# Exercise instructions:
Leave out the pictures and copy everything else below exactly.
-- Start Information provided --
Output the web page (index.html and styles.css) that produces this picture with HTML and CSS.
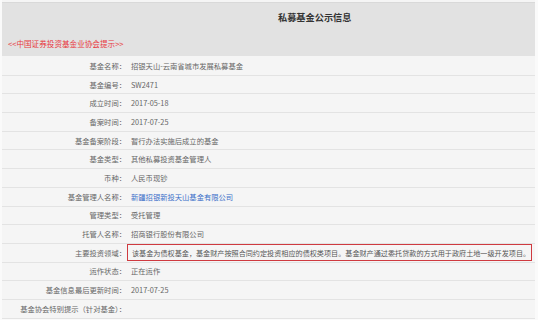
FILE: index.html
```html
<!DOCTYPE html>
<html lang="zh-CN">
<head>
<meta charset="utf-8">
<title>私募基金公示信息</title>
<link rel="stylesheet" href="styles.css">
</head>
<body>
<div class="page">
  <div class="header">
    <div class="title">私募基金公示信息</div>
    <div class="notice">&lt;&lt;中国证券投资基金业协会提示&gt;&gt;</div>
  </div>
  <div class="table">
    <div class="row"><div class="label">基金名称：</div><div class="value">招银天山-云南省城市发展私募基金</div></div>
    <div class="row"><div class="label">基金编号：</div><div class="value">SW2471</div></div>
    <div class="row"><div class="label">成立时间：</div><div class="value">2017-05-18</div></div>
    <div class="row"><div class="label">备案时间：</div><div class="value">2017-07-25</div></div>
    <div class="row"><div class="label">基金备案阶段：</div><div class="value">暂行办法实施后成立的基金</div></div>
    <div class="row"><div class="label">基金类型：</div><div class="value">其他私募投资基金管理人</div></div>
    <div class="row"><div class="label">币种：</div><div class="value">人民币现钞</div></div>
    <div class="row"><div class="label">基金管理人名称：</div><div class="value"><span class="link">新疆招银新投天山基金有限公司</span></div></div>
    <div class="row"><div class="label">管理类型：</div><div class="value">受托管理</div></div>
    <div class="row"><div class="label">托管人名称：</div><div class="value">招商银行股份有限公司</div></div>
    <div class="row"><div class="label">主要投资领域：</div><div class="value"><span class="mark">该基金为债权基金，基金财产按照合同约定投资相应的债权类项目。基金财产通过委托贷款的方式用于政府土地一级开发项目。</span></div></div>
    <div class="row"><div class="label">运作状态：</div><div class="value">正在运作</div></div>
    <div class="row"><div class="label">基金信息最后更新时间：</div><div class="value">2017-07-25</div></div>
    <div class="row"><div class="label">基金协会特别提示（针对基金）：</div><div class="value"></div></div>
  </div>
</div>
</body>
</html>
```

FILE: styles.css
```css
html, body {
  margin: 0;
  padding: 0;
  background: #fafafa;
}
body {
  font-family: "Noto Sans CJK SC", "Noto Sans", sans-serif;
  width: 538px;
  height: 320px;
  overflow: hidden;
}
.page {
  margin: 0 3px 0 2px;
  padding-top: 2px;
  background: #f5f5f5;
}
.header {
  background: #e2e2e2;
  border-top: 1px solid #d9d9d9;
  height: 54px;
  box-sizing: border-box;
  display: flex;
  flex-direction: column;
}
.title {
  padding-left: 276px;
  padding-top: 8px;
  font-size: 9.2px;
  line-height: 12px;
  font-weight: bold;
  color: #333;
}
.notice {
  margin-top: 16px;
  padding-left: 6px;
  font-size: 7.6px;
  line-height: 10px;
  color: #e8383d;
}
.table {
  display: flex;
  flex-direction: column;
  padding-top: 1px;
}
.row {
  display: flex;
  height: 18.7px;
  box-sizing: border-box;
  border-bottom: 1px solid #e3e3e3;
  align-items: center;
  font-size: 7.3px;
  color: #666;
}
.label {
  width: 124px;
  flex-shrink: 0;
  text-align: right;
  white-space: nowrap;
}
.value {
  flex: 1;
  min-width: 0;
  height: 100%;
  display: flex;
  align-items: center;
  padding-left: 5px;
  white-space: nowrap;
}
.link {
  color: #3a6fc9;
}
.mark {
  display: flex;
  align-items: center;
  flex-shrink: 0;
  width: 405px;
  height: 17px;
  margin-left: -4px;
  padding: 0 4px 0 4px;
  border: 1.5px solid #cf3a40;
  box-sizing: border-box;
  font-size: 7.12px;
  color: #555;
}
```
-- End Information provided --
# Solution for this problem:
Output the web page (index.html and styles.css) that produces this picture with HTML and CSS.
FILE: index.html
```html
<!DOCTYPE html>
<html lang="zh-CN">
<head>
<meta charset="utf-8">
<title>私募基金公示信息</title>
<link rel="stylesheet" href="styles.css">
</head>
<body>
<div class="page">
  <div class="header">
    <div class="title">私募基金公示信息</div>
    <div class="notice">&lt;&lt;中国证券投资基金业协会提示&gt;&gt;</div>
  </div>
  <div class="table">
    <div class="row"><div class="label">基金名称：</div><div class="value">招银天山-云南省城市发展私募基金</div></div>
    <div class="row"><div class="label">基金编号：</div><div class="value">SW2471</div></div>
    <div class="row"><div class="label">成立时间：</div><div class="value">2017-05-18</div></div>
    <div class="row"><div class="label">备案时间：</div><div class="value">2017-07-25</div></div>
    <div class="row"><div class="label">基金备案阶段：</div><div class="value">暂行办法实施后成立的基金</div></div>
    <div class="row"><div class="label">基金类型：</div><div class="value">其他私募投资基金管理人</div></div>
    <div class="row"><div class="label">币种：</div><div class="value">人民币现钞</div></div>
    <div class="row"><div class="label">基金管理人名称：</div><div class="value"><span class="link">新疆招银新投天山基金有限公司</span></div></div>
    <div class="row"><div class="label">管理类型：</div><div class="value">受托管理</div></div>
    <div class="row"><div class="label">托管人名称：</div><div class="value">招商银行股份有限公司</div></div>
    <div class="row"><div class="label">主要投资领域：</div><div class="value"><span class="mark">该基金为债权基金，基金财产按照合同约定投资相应的债权类项目。基金财产通过委托贷款的方式用于政府土地一级开发项目。</span></div></div>
    <div class="row"><div class="label">运作状态：</div><div class="value">正在运作</div></div>
    <div class="row"><div class="label">基金信息最后更新时间：</div><div class="value">2017-07-25</div></div>
    <div class="row"><div class="label">基金协会特别提示（针对基金）：</div><div class="value"></div></div>
  </div>
</div>
</body>
</html>
```

FILE: styles.css
```css
html, body {
  margin: 0;
  padding: 0;
  background: #fafafa;
}
body {
  font-family: "Noto Sans CJK SC", "Noto Sans", sans-serif;
  width: 538px;
  height: 320px;
  overflow: hidden;
}
.page {
  margin: 0 3px 0 2px;
  padding-top: 2px;
  background: #f5f5f5;
}
.header {
  background: #e2e2e2;
  border-top: 1px solid #d9d9d9;
  height: 54px;
  box-sizing: border-box;
  display: flex;
  flex-direction: column;
}
.title {
  padding-left: 276px;
  padding-top: 8px;
  font-size: 9.2px;
  line-height: 12px;
  font-weight: bold;
  color: #333;
}
.notice {
  margin-top: 16px;
  padding-left: 6px;
  font-size: 7.6px;
  line-height: 10px;
  color: #e8383d;
}
.table {
  display: flex;
  flex-direction: column;
  padding-top: 1px;
}
.row {
  display: flex;
  height: 18.7px;
  box-sizing: border-box;
  border-bottom: 1px solid #e3e3e3;
  align-items: center;
  font-size: 7.3px;
  color: #666;
}
.label {
  width: 124px;
  flex-shrink: 0;
  text-align: right;
  white-space: nowrap;
}
.value {
  flex: 1;
  min-width: 0;
  height: 100%;
  display: flex;
  align-items: center;
  padding-left: 5px;
  white-space: nowrap;
}
.link {
  color: #3a6fc9;
}
.mark {
  display: flex;
  align-items: center;
  flex-shrink: 0;
  width: 405px;
  height: 17px;
  margin-left: -4px;
  padding: 0 4px 0 4px;
  border: 1.5px solid #cf3a40;
  box-sizing: border-box;
  font-size: 7.12px;
  color: #555;
}
```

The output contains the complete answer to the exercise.